• _What is being asked_
Make an exact copy of all the material below, apart from the pictures.

• _Data segment_
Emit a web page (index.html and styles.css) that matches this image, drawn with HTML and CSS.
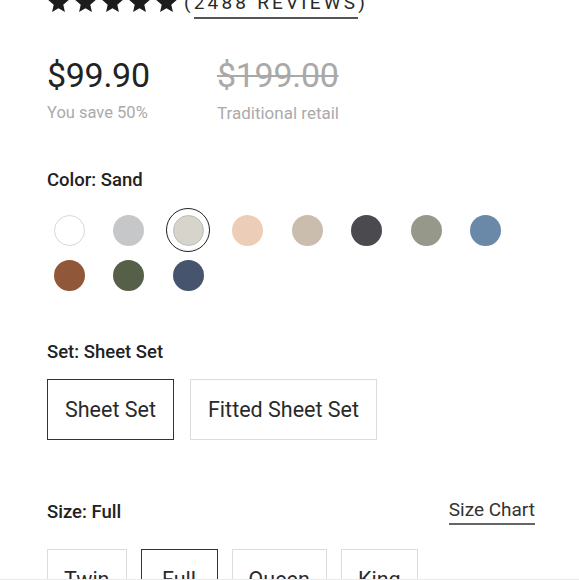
FILE: index.html
```html
<!DOCTYPE html>
<html>
<head>
<meta charset="utf-8">
<link rel="stylesheet" href="styles.css">
</head>
<body>
<main class="product">
  <div class="rating">
    <div class="stars">
      <svg viewBox="0 0 24 24" class="star"><path d="M12 1.5l3.1 7.1 7.7.7-5.8 5.1 1.7 7.6L12 18l-6.7 4 1.7-7.6-5.8-5.1 7.7-.7z"/></svg>
      <svg viewBox="0 0 24 24" class="star"><path d="M12 1.5l3.1 7.1 7.7.7-5.8 5.1 1.7 7.6L12 18l-6.7 4 1.7-7.6-5.8-5.1 7.7-.7z"/></svg>
      <svg viewBox="0 0 24 24" class="star"><path d="M12 1.5l3.1 7.1 7.7.7-5.8 5.1 1.7 7.6L12 18l-6.7 4 1.7-7.6-5.8-5.1 7.7-.7z"/></svg>
      <svg viewBox="0 0 24 24" class="star"><path d="M12 1.5l3.1 7.1 7.7.7-5.8 5.1 1.7 7.6L12 18l-6.7 4 1.7-7.6-5.8-5.1 7.7-.7z"/></svg>
      <svg viewBox="0 0 24 24" class="star"><path d="M12 1.5l3.1 7.1 7.7.7-5.8 5.1 1.7 7.6L12 18l-6.7 4 1.7-7.6-5.8-5.1 7.7-.7z"/></svg>
    </div>
    <span class="reviews">(<span class="reviews-link">2488 REVIEWS</span>)</span>
  </div>

  <div class="prices">
    <div class="price-col">
      <div class="price">$99.90</div>
      <div class="price-note">You save 50%</div>
    </div>
    <div class="price-col">
      <div class="price old">$199.00</div>
      <div class="price-note">Traditional retail</div>
    </div>
  </div>

  <section class="option color-option">
    <div class="option-label">Color: Sand</div>
    <div class="swatches">
      <button class="swatch"><span class="dot white"></span></button>
      <button class="swatch"><span class="dot" style="background:#c6c7c9"></span></button>
      <button class="swatch selected"><span class="dot" style="background:#d6d4cb"></span></button>
      <button class="swatch"><span class="dot" style="background:#ecceb8"></span></button>
      <button class="swatch"><span class="dot" style="background:#cbbdad"></span></button>
      <button class="swatch"><span class="dot" style="background:#4a4a4f"></span></button>
      <button class="swatch"><span class="dot" style="background:#96998a"></span></button>
      <button class="swatch"><span class="dot" style="background:#6a88a8"></span></button>
      <button class="swatch"><span class="dot" style="background:#905838"></span></button>
      <button class="swatch"><span class="dot" style="background:#566048"></span></button>
      <button class="swatch"><span class="dot" style="background:#46546e"></span></button>
    </div>
  </section>

  <section class="option set-option">
    <div class="option-label">Set: Sheet Set</div>
    <div class="choices">
      <button class="choice big active">Sheet Set</button>
      <button class="choice big">Fitted Sheet Set</button>
    </div>
  </section>

  <section class="option size-option">
    <div class="option-head">
      <div class="option-label">Size: Full</div>
      <a class="size-chart">Size Chart</a>
    </div>
    <div class="choices sizes">
      <button class="choice">Twin</button>
      <button class="choice active">Full</button>
      <button class="choice">Queen</button>
      <button class="choice">King</button>
    </div>
  </section>
</main>
<div class="bottom-edge"></div>
</body>
</html>
```

FILE: styles.css
```css
* { box-sizing: border-box; }
html, body { margin: 0; padding: 0; background: #fff; }
body {
  font-family: Roboto, "Liberation Sans", Arial, sans-serif;
  color: #222;
  overflow: hidden;
  height: 580px;
}
.product {
  padding: 0 44px 0 47px;
}
.rating {
  display: flex;
  align-items: center;
  margin-top: -12px;
  height: 28px;
}
.stars {
  display: flex;
  gap: 4px;
}
.star {
  width: 23px;
  height: 23px;
  fill: #1c1c1c;
}
.reviews {
  margin-left: 6px;
  font-size: 19px;
  letter-spacing: 3.2px;
  color: #2a2a2a;
}
.reviews-link {
  border-bottom: 2px solid #555;
  padding-bottom: 3px;
}
.prices {
  display: flex;
  margin-top: 39px;
}
.price-col {
  width: 170px;
}
.price {
  font-size: 34px;
  line-height: 40px;
  color: #222;
  letter-spacing: -0.3px;
}
.price.old {
  color: #a9a9a9;
  text-decoration: line-through;
  text-decoration-thickness: 2px;
}
.price-note {
  margin-top: 8px;
  font-size: 16.5px;
  color: #aaa;
}
.price-col + .price-col .price-note {
  font-size: 17px;
}
.option-label {
  font-size: 18.5px;
  line-height: 22px;
  font-weight: 500;
  color: #222;
}
.color-option {
  margin-top: 46px;
}
.swatches {
  display: grid;
  grid-template-columns: repeat(8, 44px);
  column-gap: 15.5px;
  row-gap: 1px;
  margin-top: 17px;
}
.swatch {
  width: 44px;
  height: 44px;
  padding: 0;
  border: 1.5px solid transparent;
  border-radius: 50%;
  background: none;
  display: flex;
  align-items: center;
  justify-content: center;
}
.swatch.selected {
  border-color: #222;
}
.dot {
  width: 31px;
  height: 31px;
  border-radius: 50%;
  display: block;
}
.swatch.selected .dot {
  border: 1px solid #bbb;
}
.dot.white {
  background: #fff;
  border: 1px solid #d8d8d8;
}
.set-option {
  margin-top: 44px;
}
.choices {
  display: flex;
  gap: 16px;
  margin-top: 16px;
}
.choice {
  font-family: inherit;
  background: #fff;
  border: 1px solid #dcdcdc;
  color: #2a2a2a;
  font-size: 21.5px;
  padding: 0 17px;
  height: 61px;
}
.choice.active {
  border-color: #333;
}
.size-option {
  margin-top: 58px;
}
.option-head {
  display: flex;
  justify-content: space-between;
  align-items: center;
}
.size-chart {
  font-size: 19px;
  color: #333;
  border-bottom: 2px solid #666;
  padding-bottom: 2px;
}
.sizes {
  gap: 14px;
  margin-top: 24px;
}
.sizes .choice {
  min-width: 77px;
  padding: 0 16px;
}
.bottom-edge {
  position: fixed;
  left: 0;
  right: 0;
  bottom: 0;
  height: 1px;
  background: #e9e9e9;
}
```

• _Response_
Emit a web page (index.html and styles.css) that matches this image, drawn with HTML and CSS.
FILE: index.html
```html
<!DOCTYPE html>
<html>
<head>
<meta charset="utf-8">
<link rel="stylesheet" href="styles.css">
</head>
<body>
<main class="product">
  <div class="rating">
    <div class="stars">
      <svg viewBox="0 0 24 24" class="star"><path d="M12 1.5l3.1 7.1 7.7.7-5.8 5.1 1.7 7.6L12 18l-6.7 4 1.7-7.6-5.8-5.1 7.7-.7z"/></svg>
      <svg viewBox="0 0 24 24" class="star"><path d="M12 1.5l3.1 7.1 7.7.7-5.8 5.1 1.7 7.6L12 18l-6.7 4 1.7-7.6-5.8-5.1 7.7-.7z"/></svg>
      <svg viewBox="0 0 24 24" class="star"><path d="M12 1.5l3.1 7.1 7.7.7-5.8 5.1 1.7 7.6L12 18l-6.7 4 1.7-7.6-5.8-5.1 7.7-.7z"/></svg>
      <svg viewBox="0 0 24 24" class="star"><path d="M12 1.5l3.1 7.1 7.7.7-5.8 5.1 1.7 7.6L12 18l-6.7 4 1.7-7.6-5.8-5.1 7.7-.7z"/></svg>
      <svg viewBox="0 0 24 24" class="star"><path d="M12 1.5l3.1 7.1 7.7.7-5.8 5.1 1.7 7.6L12 18l-6.7 4 1.7-7.6-5.8-5.1 7.7-.7z"/></svg>
    </div>
    <span class="reviews">(<span class="reviews-link">2488 REVIEWS</span>)</span>
  </div>

  <div class="prices">
    <div class="price-col">
      <div class="price">$99.90</div>
      <div class="price-note">You save 50%</div>
    </div>
    <div class="price-col">
      <div class="price old">$199.00</div>
      <div class="price-note">Traditional retail</div>
    </div>
  </div>

  <section class="option color-option">
    <div class="option-label">Color: Sand</div>
    <div class="swatches">
      <button class="swatch"><span class="dot white"></span></button>
      <button class="swatch"><span class="dot" style="background:#c6c7c9"></span></button>
      <button class="swatch selected"><span class="dot" style="background:#d6d4cb"></span></button>
      <button class="swatch"><span class="dot" style="background:#ecceb8"></span></button>
      <button class="swatch"><span class="dot" style="background:#cbbdad"></span></button>
      <button class="swatch"><span class="dot" style="background:#4a4a4f"></span></button>
      <button class="swatch"><span class="dot" style="background:#96998a"></span></button>
      <button class="swatch"><span class="dot" style="background:#6a88a8"></span></button>
      <button class="swatch"><span class="dot" style="background:#905838"></span></button>
      <button class="swatch"><span class="dot" style="background:#566048"></span></button>
      <button class="swatch"><span class="dot" style="background:#46546e"></span></button>
    </div>
  </section>

  <section class="option set-option">
    <div class="option-label">Set: Sheet Set</div>
    <div class="choices">
      <button class="choice big active">Sheet Set</button>
      <button class="choice big">Fitted Sheet Set</button>
    </div>
  </section>

  <section class="option size-option">
    <div class="option-head">
      <div class="option-label">Size: Full</div>
      <a class="size-chart">Size Chart</a>
    </div>
    <div class="choices sizes">
      <button class="choice">Twin</button>
      <button class="choice active">Full</button>
      <button class="choice">Queen</button>
      <button class="choice">King</button>
    </div>
  </section>
</main>
<div class="bottom-edge"></div>
</body>
</html>
```

FILE: styles.css
```css
* { box-sizing: border-box; }
html, body { margin: 0; padding: 0; background: #fff; }
body {
  font-family: Roboto, "Liberation Sans", Arial, sans-serif;
  color: #222;
  overflow: hidden;
  height: 580px;
}
.product {
  padding: 0 44px 0 47px;
}
.rating {
  display: flex;
  align-items: center;
  margin-top: -12px;
  height: 28px;
}
.stars {
  display: flex;
  gap: 4px;
}
.star {
  width: 23px;
  height: 23px;
  fill: #1c1c1c;
}
.reviews {
  margin-left: 6px;
  font-size: 19px;
  letter-spacing: 3.2px;
  color: #2a2a2a;
}
.reviews-link {
  border-bottom: 2px solid #555;
  padding-bottom: 3px;
}
.prices {
  display: flex;
  margin-top: 39px;
}
.price-col {
  width: 170px;
}
.price {
  font-size: 34px;
  line-height: 40px;
  color: #222;
  letter-spacing: -0.3px;
}
.price.old {
  color: #a9a9a9;
  text-decoration: line-through;
  text-decoration-thickness: 2px;
}
.price-note {
  margin-top: 8px;
  font-size: 16.5px;
  color: #aaa;
}
.price-col + .price-col .price-note {
  font-size: 17px;
}
.option-label {
  font-size: 18.5px;
  line-height: 22px;
  font-weight: 500;
  color: #222;
}
.color-option {
  margin-top: 46px;
}
.swatches {
  display: grid;
  grid-template-columns: repeat(8, 44px);
  column-gap: 15.5px;
  row-gap: 1px;
  margin-top: 17px;
}
.swatch {
  width: 44px;
  height: 44px;
  padding: 0;
  border: 1.5px solid transparent;
  border-radius: 50%;
  background: none;
  display: flex;
  align-items: center;
  justify-content: center;
}
.swatch.selected {
  border-color: #222;
}
.dot {
  width: 31px;
  height: 31px;
  border-radius: 50%;
  display: block;
}
.swatch.selected .dot {
  border: 1px solid #bbb;
}
.dot.white {
  background: #fff;
  border: 1px solid #d8d8d8;
}
.set-option {
  margin-top: 44px;
}
.choices {
  display: flex;
  gap: 16px;
  margin-top: 16px;
}
.choice {
  font-family: inherit;
  background: #fff;
  border: 1px solid #dcdcdc;
  color: #2a2a2a;
  font-size: 21.5px;
  padding: 0 17px;
  height: 61px;
}
.choice.active {
  border-color: #333;
}
.size-option {
  margin-top: 58px;
}
.option-head {
  display: flex;
  justify-content: space-between;
  align-items: center;
}
.size-chart {
  font-size: 19px;
  color: #333;
  border-bottom: 2px solid #666;
  padding-bottom: 2px;
}
.sizes {
  gap: 14px;
  margin-top: 24px;
}
.sizes .choice {
  min-width: 77px;
  padding: 0 16px;
}
.bottom-edge {
  position: fixed;
  left: 0;
  right: 0;
  bottom: 0;
  height: 1px;
  background: #e9e9e9;
}
```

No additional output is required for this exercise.